Doctors and other health practitioners usually present self-prescriptions to pharmacists and it is the duty of the pharmacist to make a judgment call whether or not to dispense the medicines.

A prescription that has been self-prescribed by a prescriber may fulfill the usual legal requirements but pharmacists should consider that it is generally considered poor practice to self-prescribe. This is because the professional judgment of the prescriber may be impaired when self-prescribing and also it may not be possible for a prescriber to conduct a proper clinical assessment on himself/herself.


The General Medical Council advices within the ‘general medical practice’ that doctors should not treat themselves and, wherever possible, should avoid providing medical care to anyone with whom they have a close personal relationship.

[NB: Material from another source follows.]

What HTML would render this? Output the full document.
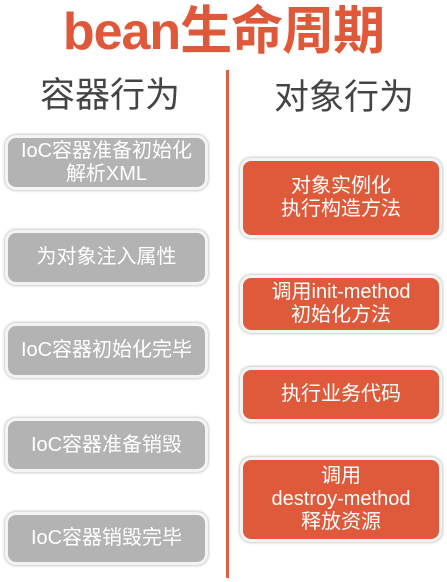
<!DOCTYPE html>
<html><head><meta charset="utf-8"><style>
body{margin:0;width:447px;height:582px;background:#fff;position:relative;overflow:hidden;font-family:"Liberation Sans","Noto Sans CJK SC",sans-serif}
.t{position:absolute;left:0;width:447px;top:2px;text-align:center;font-size:52px;font-weight:bold;color:#e0583a;line-height:60px;letter-spacing:-1px}
.h{position:absolute;font-size:35px;color:#444;line-height:40px}
.line{position:absolute;left:226px;top:70px;width:3px;height:508px;background:#e0603f}
.b{position:absolute;box-sizing:border-box;border:3px solid #f4f4f4;box-shadow:0 0 2px 1px #ccc;border-radius:11px;color:#fff;font-size:20px;line-height:23px;display:flex;align-items:center;justify-content:center;text-align:center}
.g{background:#b3b3b3;left:5px;width:203px}
.o{background:#df5a3a;left:240px;width:202px}
</style></head><body>
<div class="t">bean生命周期</div>
<div class="h" style="left:40px;top:76px">容器行为</div>
<div class="h" style="left:274px;top:78px">对象行为</div>
<div class="line"></div>
<div class="b g" style="top:135px;height:55px">IoC容器准备初始化<br>解析XML</div>
<div class="b g" style="top:230px;height:55px">为对象注入属性</div>
<div class="b g" style="top:323px;height:55px">IoC容器初始化完毕</div>
<div class="b g" style="top:418px;height:54px">IoC容器准备销毁</div>
<div class="b g" style="top:512px;height:53px">IoC容器销毁完毕</div>
<div class="b o" style="top:158px;height:80px">对象实例化<br>执行构造方法</div>
<div class="b o" style="top:275px;height:58px">调用init-method<br>初始化方法</div>
<div class="b o" style="top:367px;height:55px">执行业务代码</div>
<div class="b o" style="top:457px;height:85px">调用<br>destroy-method<br>释放资源</div>
</body></html>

Similarly, the Nursing and Midwifery Council advices within the document Standards of proficiency for nurse and midwife prescribers’ that nurses and midwives must not prescribe for themselves and, other than in exceptional circumstances should not prescribe for anyone with whom they have a close personal or emotional relationship.
Opiods and benzodiazepines are the most commonly self-prescribed substances and are particularly associated with drug misuse, addiction and misconduct. Controlled medicines can only be


self-prescribed or prescribed to someone close to the prescriber in order to save a life, avoid serious deterioration in health, or alleviate ‘otherwise uncontrolled pain or distress’. Therefore, the potential of abuse of the prescribed drugs should be considered before dispensing.
However in an emergency, after exercising professional judgment, a pharmacist may decide it is appropriate to dispense medicine that has been self-prescribed.